W. E. SWIFT vs. THE CITY OF TOPEKA.
(Kansas Supreme Court Decision, quoted in 43 Kansas, at page 671.)
1st. Bicycle-Kansas City River Bridge, City Ordinance, not violated. A person who rides
on his bicycle, across that part of the Kansas River Bridge which is used for the passage
of street cars, carriages, and other vehicles, does not violate section seventeen of city
ordinance No. 861, of the City of Topeka, that reads as follows:
"It shall be unlawful for any person to ride on any bicycle or velocipede upon any
sidewalk in the City of Topeka, or across the Kansas River Bridge. Any person violating
this section shall, upon conviction thereof, be fined in a sum not less than $1.00, nor
more than $10.00 for each offence"
Construction of Ordinance. Whenever a city ordinance can be so construed and applied as
to give it force and validity, this will be done by the Courts, although the construction
so put upon it may not be the most obvious and natural one, or the literal one.
APPEAL FROM SHAWNEE DISTRICT COURT.
The case is stated in the opinion, filed on May 10th, 1890.
Johnson, Martin & Keeler, for appellant. S. B. Isenhart, City Attorney, contra.

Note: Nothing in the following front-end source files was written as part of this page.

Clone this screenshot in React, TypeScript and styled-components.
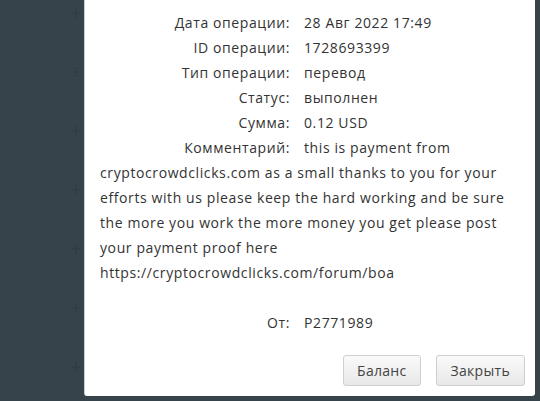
import React from 'react';
import styled, { createGlobalStyle } from 'styled-components';

const GlobalStyle = createGlobalStyle`
  html, body {
    margin: 0;
    padding: 0;
    background: #37434b;
    overflow: hidden;
  }
  #root {
    height: 401px;
  }
`;

const Page = styled.div`
  display: flex;
  height: 401px;
  width: 540px;
  background: #37434b;
  font-family: 'Open Sans', 'Liberation Sans', sans-serif;
`;

const Gutter = styled.div`
  width: 84px;
  flex-shrink: 0;
  display: flex;
  flex-direction: column;
  align-items: flex-end;
  padding: 8px 3px 0 0;
  box-sizing: border-box;
  gap: 49px;
`;

const Plus = styled.svg`
  width: 10px;
  height: 10px;
  display: block;
`;

const Modal = styled.div`
  width: 451px;
  height: 396px;
  background: #fff;
  border-left: 1px solid #c9cdd0;
  border-radius: 0 0 3px 3px;
  box-sizing: border-box;
  display: flex;
  flex-direction: column;
`;

const Body = styled.div`
  padding: 10px 16px 0 15px;
  color: #333;
  font-size: 14px;
  line-height: 25px;
  letter-spacing: 0.6px;
  flex: 1;
`;

const Row = styled.div`
  display: flex;
`;

const Label = styled.span`
  display: inline-block;
  width: 190px;
  text-align: right;
  margin-right: 14px;
`;

const Comment = styled.div`
  margin-bottom: 25px;
  word-break: break-word;
`;

const Footer = styled.div`
  display: flex;
  justify-content: flex-end;
  gap: 15px;
  padding: 0 10px 10px 0;
`;

const Button = styled.button`
  height: 31px;
  padding: 0 ${(p: { $wide?: boolean }) => (p.$wide ? '14px' : '13px')};
  font-family: inherit;
  font-size: 14px;
  letter-spacing: 0.3px;
  color: #444;
  background: linear-gradient(#fafafa, #e8e8e8);
  border: 1px solid #cfcfcf;
  border-radius: 3px;
  cursor: pointer;
`;

const rows: [string, string][] = [
  ['Дата операции:', '28 Авг 2022 17:49'],
  ['ID операции:', '1728693399'],
  ['Тип операции:', 'перевод'],
  ['Статус:', 'выполнен'],
  ['Сумма:', '0.12 USD'],
];

export default function App() {
  return (
    <>
      <GlobalStyle />
      <Page>
        <Gutter>
          {Array.from({ length: 7 }).map((_, i) => (
            <Plus key={i} viewBox="0 0 10 10">
              <path d="M5 0v10M0 5h10" stroke="#303b43" strokeWidth="1.2" />
            </Plus>
          ))}
        </Gutter>
        <Modal>
          <Body>
            {rows.map(([k, v]) => (
              <Row key={k}>
                <Label>{k}</Label>
                <span>{v}</span>
              </Row>
            ))}
            <Comment>
              <Label>Комментарий:</Label>
              this is payment from cryptocrowdclicks.com as a small thanks to you for your efforts with us please keep the hard working and be sure the more you work the more money you get please post your payment proof here https://cryptocrowdclicks.com/forum/boa
            </Comment>
            <Row>
              <Label>От:</Label>
              <span>P2771989</span>
            </Row>
          </Body>
          <Footer>
            <Button>Баланс</Button>
            <Button $wide>Закрыть</Button>
          </Footer>
        </Modal>
      </Page>
    </>
  );
}
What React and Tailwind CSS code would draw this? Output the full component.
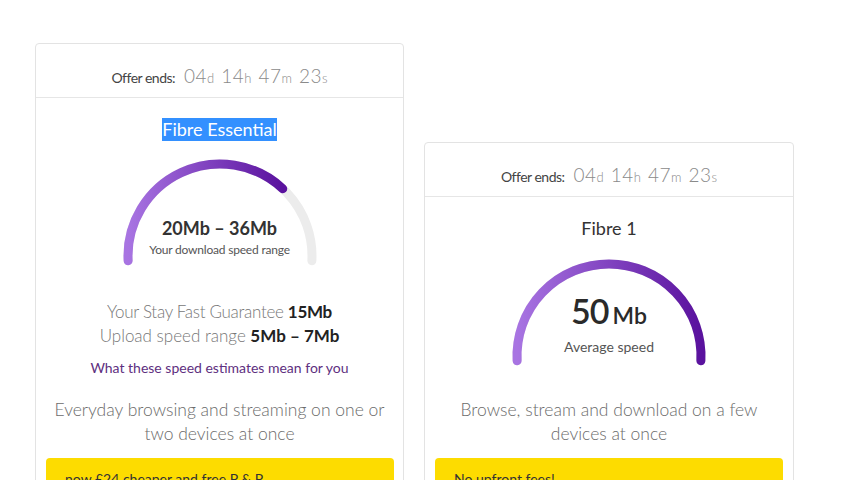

Opinion by Simpson, C.: W . E. Swift was convicted in the Police Court, of the City of
Topeka, of violating section 17, of the ordinance of said City, No. 861, and fined the sum
of $1.00 and costs. From this conviction, he appealed to the District Court of Shawnee
County, where a jury was waived, and a trial had by the Court, which resulted in his
conviction, and that a fine of one dollar and costs was imposed. He brings the case here,
for review, and alleges the invalidity of the ordinance as a cause for reversal. Section
17, of the ordinance in question, reads as follows:
"It shall be unlawful for any person to ride on a bicycle or velocipede upon any
sidewalk in Topeka, or across the Kansas River Bridge. Any person violating this section,
shall, upon conviction thereof, be fined in a sum not less than one dollar nor more than
ten dollars, for each offense."
It was admitted at the trial, that the Defendant, W. E. Swift, on the 21st day of June,
1889, was riding upon a bicycle across the Kansas River Bridge, situated on Kansas Avenue,
within the corporate limits of the City of Topeka; that he was engaged in riding his
bicycle across the said bridge when he was arrested, which bridge is 900 feet long, and
spans the Kansas River, between North and South Topeka: that the main part of said bridge
is constructed wide enough for teams to pass each other going in opposite directions,
being about seventeen feet in the clear, that on each side of the wagon road, there is a
passage way for foot passengers, and that the Defendant was riding his bicycle, at the
time named in the complaint, on that part of the bridge, used for wagons, carriages, and
other vehicles; that the bridge just described, is the only bridge on Kansas River between
North and South Topeka, and is the only means of communication between those points; that
it is used, and occupied with a double track by the Topeka City Railway Company, which
continually, runs its street cars between the two points named; that there is a large
travel across said bridge, between the two parts of Topeka, by vehicles drawn by horses,
and otherwise, and that teams, and other vehicles are constantly passing over said bridge
each way. It is further shown by the evidence, that a bicycle can be driven at the rate
of, from two to twenty miles per hour; that the ordinary and usual rate of speed is eight
miles per hour; that it can be stopped within from two to twenty fret, when being driven
at the rate of ten miles an hour, the limit within which it can be stopped, depending
somewhat on the kind of bicycle, and the experience of the rider; that bicycles have been
in use [page 5]
in this City for several years, and at the time of this arrest that there were more than
one hundred in constant use in the city. These are the substantial and material facts,
which are shown by the record.
It will be seen, by an ordinary inspection of the record that the ordinance only
prohibits the use of a bicycle or velocipede, upon any sidewalk in the City of Topeka, or
across the Kansas River Bridge. It does not, either in express terms, or by fair
implication, forbid riding upon a bicycle on the roadway, or that part of any of the
public streets, which is devoted to the use of wagons, carriages and other vehicles; and
while the ordinance is subject to the construction that it was only along or across the
foot passage way or sidewalk of the Kansas River Bridge that persons were forbidden to
ride on bicycles, yet for the present, we shall adopt the construction necessarily adhered
to by the trial Court, that the ordinance intended to forbid all riding upon bicycles
across any part of the Kansas River Bridge. It is an admitted fact in this case, that at
the time of the arrest, Swift was riding his bicycle on that part of the bridge used for
wagons, carriages and other vehicles. A bicycle is defined by lexicographers, and by the
Courts of England and of this Country, to be a carriage.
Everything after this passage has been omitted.